Consider, too, the death penalty. In recent years, six inmates on Pennsylvania's Death Row have been exonerated, including several from Philadelphia, but when Gov. Wolf wisely moved to clamp a moratorium on capital punishment, Williams filed a lawsuit to try to keep it in place. That's not to say there haven't been some reforms during Williams' tenure, some of it from the D.A., a lot of it thanks to outside pressure -- such as the decriminalization of pot, driven by City Hall. Most of it has been too little, or too late.

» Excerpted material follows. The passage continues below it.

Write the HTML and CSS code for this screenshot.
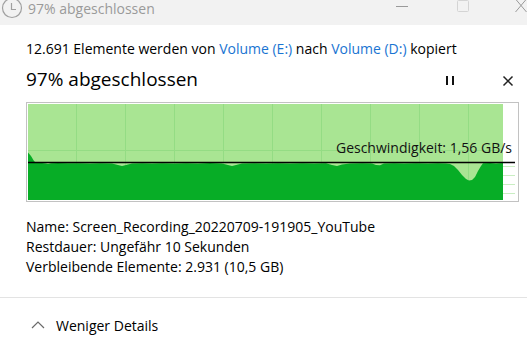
FILE: index.html
```html
<!DOCTYPE html>
<html lang="de">
<head>
<meta charset="utf-8">
<title>97% abgeschlossen</title>
<link rel="stylesheet" href="styles.css">
</head>
<body>
<div class="titlebar">
  <svg class="clock" width="24" height="22" viewBox="0 0 24 22">
    <circle cx="12" cy="9" r="9.5" fill="none" stroke="#a0a0a0" stroke-width="1.2"/>
    <path d="M11.5 4 V10.5 H16" fill="none" stroke="#a0a0a0" stroke-width="1.2"/>
  </svg>
  <span class="wtitle">97% abgeschlossen</span>
  <div class="wcontrols">
    <svg class="wmin" width="12" height="12" viewBox="0 0 12 12"><path d="M0 6.5 H12" stroke="#9a9a9a" stroke-width="1"/></svg>
    <svg class="wmax" width="12" height="12" viewBox="0 0 12 12"><rect x="0.5" y="0.5" width="11" height="11" rx="1" fill="none" stroke="#d4d4d4" stroke-width="1"/></svg>
    <svg class="wclose" width="12" height="14" viewBox="0 0 12 14"><path d="M0.5 0 L11.5 13 M11.5 0 L0.5 13" stroke="#9a9a9a" stroke-width="1"/></svg>
  </div>
</div>

<main class="content">
  <p class="summary">12.691 Elemente werden von <span class="link">Volume (E:)</span> nach <span class="link">Volume (D:)</span> kopiert</p>
  <div class="headline">
    <h1 class="percent">97% abgeschlossen</h1>
    <div class="actions">
      <svg class="pause" width="10" height="10" viewBox="0 0 10 10"><rect x="1" y="0" width="2" height="9" fill="#111"/><rect x="7" y="0" width="2" height="9" fill="#111"/></svg>
      <svg class="cancel" width="12" height="12" viewBox="0 0 12 12"><path d="M1.5 1.5 L10.5 10.5 M10.5 1.5 L1.5 10.5" stroke="#222" stroke-width="1.5"/></svg>
    </div>
  </div>

  <div class="chart">
    <svg class="chart-svg" width="487" height="96" viewBox="0 0 487 96">
      <rect x="0" y="0" width="475" height="96" fill="#a9e593"/>
      <g stroke="#94dc84" stroke-width="1">
        <path d="M48.5 0 V96 M97.5 0 V96 M146.5 0 V96 M195.5 0 V96 M244.5 0 V96 M293.5 0 V96 M342.5 0 V96 M391.5 0 V96 M440.5 0 V96"/>
        <path d="M0 46.5 H475"/>
      </g>
      <g stroke="#c9eec2" stroke-width="1">
        <path d="M475 62.5 H487 M475 71.5 H487 M475 80.5 H487 M475 89.5 H487"/>
      </g>
      <polygon fill="#07ad26" points="0,48.5 3,52 6,57 8,58.8 14,59 18,59.4 20,60 23,59.3 30,59 40,59.2 52,59.3 62,59.5 72,59.2 84,59.6 90,61 94,62 98,61 104,59.6 114,59.2 124,59.6 134,59.2 146,59.5 158,59.2 170,59.4 182,59 194,59.6 200,61 204,62 208,61 214,59.5 226,59.3 238,59.5 250,59.2 262,59.4 274,59.2 286,59.4 298,59.3 304,61 309,62 314,60.5 322,59.4 334,59.2 344,59.6 348,61 352,61.2 356,59.6 366,59.2 376,59.5 388,59.3 400,59.4 410,59.2 418,59.5 422,60 426,62 430,66 434,71 438,75 441,76.5 444,76 447,73 450,67 453,62 455,59.2 462,59 468,59.4 475,59 475,96 0,96"/>
      <path d="M0 58.5 H487" stroke="#000" stroke-width="1.3"/>
      <text class="speed" x="484" y="49" text-anchor="end">Geschwindigkeit: 1,56 GB/s</text>
    </svg>
  </div>

  <div class="details">
    <p>Name: Screen_Recording_20220709-191905_YouTube</p>
    <p>Restdauer: Ungefähr 10 Sekunden</p>
    <p>Verbleibende Elemente: 2.931 (10,5 GB)</p>
  </div>
</main>

<div class="separator"></div>

<footer class="footer">
  <svg class="chevron" width="14" height="8" viewBox="0 0 14 8"><path d="M1 7 L7 1 L13 7" fill="none" stroke="#6a6a6a" stroke-width="1.2"/></svg>
  <span class="more">Weniger Details</span>
</footer>
</body>
</html>
```

FILE: styles.css
```css
html, body {
  margin: 0;
  padding: 0;
  background: #ffffff;
}
body {
  width: 527px;
  height: 347px;
  overflow: hidden;
  font-family: "Open Sans", "Noto Sans", sans-serif;
  font-size: 14px;
  color: #000;
}
p { margin: 0; }

.titlebar {
  height: 25px;
  background: #f2f2f2;
  display: flex;
  align-items: flex-start;
  position: relative;
}
.clock {
  margin-top: -1px;
  flex: none;
}
.wtitle {
  margin-left: 4px;
  font-size: 14px;
  line-height: 17px;
  color: #9a9a9a;
  margin-top: 0;
}
.wcontrols {
  margin-left: auto;
  display: flex;
  align-items: flex-start;
}
.wmin { margin-top: 0; }
.wmax { margin-left: 49px; margin-top: 0; }
.wclose { margin-left: 46px; margin-top: -1px; margin-right: 0; }

.content {
  padding: 14px 9px 0 26px;
}
.summary {
  line-height: 20px;
}
.link { color: #1a74d2; }

.headline {
  margin-top: 7px;
  display: flex;
  align-items: center;
  height: 26px;
}
.percent {
  margin: 0;
  font-size: 19px;
  font-weight: normal;
  line-height: 26px;
}
.actions {
  margin-left: auto;
  display: flex;
  align-items: center;
  margin-right: 4px;
  margin-top: 3px;
}
.cancel { margin-left: 47px; }

.chart {
  margin-top: 10px;
  width: 489px;
  border: 1px solid #c2c2c2;
  padding: 1px;
  line-height: 0;
}
.chart-svg { display: block; }
.speed {
  font-family: "Open Sans", "Noto Sans", sans-serif;
  font-size: 14px;
  fill: #111;
}

.details {
  margin-top: 15px;
}
.details p {
  line-height: 20px;
}

.separator {
  margin-top: 20px;
  height: 1px;
  background: #e3e3e3;
}

.footer {
  margin-top: 18px;
  display: flex;
  align-items: center;
  padding-left: 31px;
  line-height: 20px;
}
.chevron { flex: none; margin-top: -2px; }
.more { margin-left: 11px; }
```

Maybe I'm fired up on this because I'm currently (and belatedly) reading Michelle Alexander's The New Jim Crow: Mass Incarceration in the Age of Colorblindness. It's arguably the most important U.S. book of the 21st Century; it shows how the so-called "war on drugs" was a pretext to rob Americans of our once-revered 4th Amendment rights that prevented illegal searches and seizures, and how that drug war targeted people of color to create a new form of social control that replaced Jim Crow segregation, and slavery before that.
America's district attorneys have been the front-line soldiers in this repulsive campaign -- overcharging defendants and filling the billions of dollars worth of new prisons with non-violent felons, often for small to middling drug-related offenses. And the politics have made it virtually impossible for anyone whose philosophy isn't locking lots of people up for as long as possible to win an election. It's now difficult to even imagine a D.A. who doesn't see his job as defending cops and other prosecutors, no matter how bad their mistakes. People who deserve a second chance, some people who are innocent, and their families have all suffered. Seth Williams didn't create that mess. But he's done next to nothing to make it better.
As luck would have it, Philadelphia elects its district attorney in 2017. Normally, that's a slam dunk for the incumbent. But the crisis of Seth Williams' ethical failings may have also created an opportunity. Philadelphia desperately a new district attorney. But the city also needs a new kind of district attorney -- one who'll make ending the warped policies and the Anthony-Wright-type mistakes of the '80s, '90s, and '00s his or her top priority, and become a national role model in reversing the New Jim Crow. Just imagine such a person taking the oath in January 2018. And then, to steal a phrase, we'll get on our knees and pray we don't get fooled again.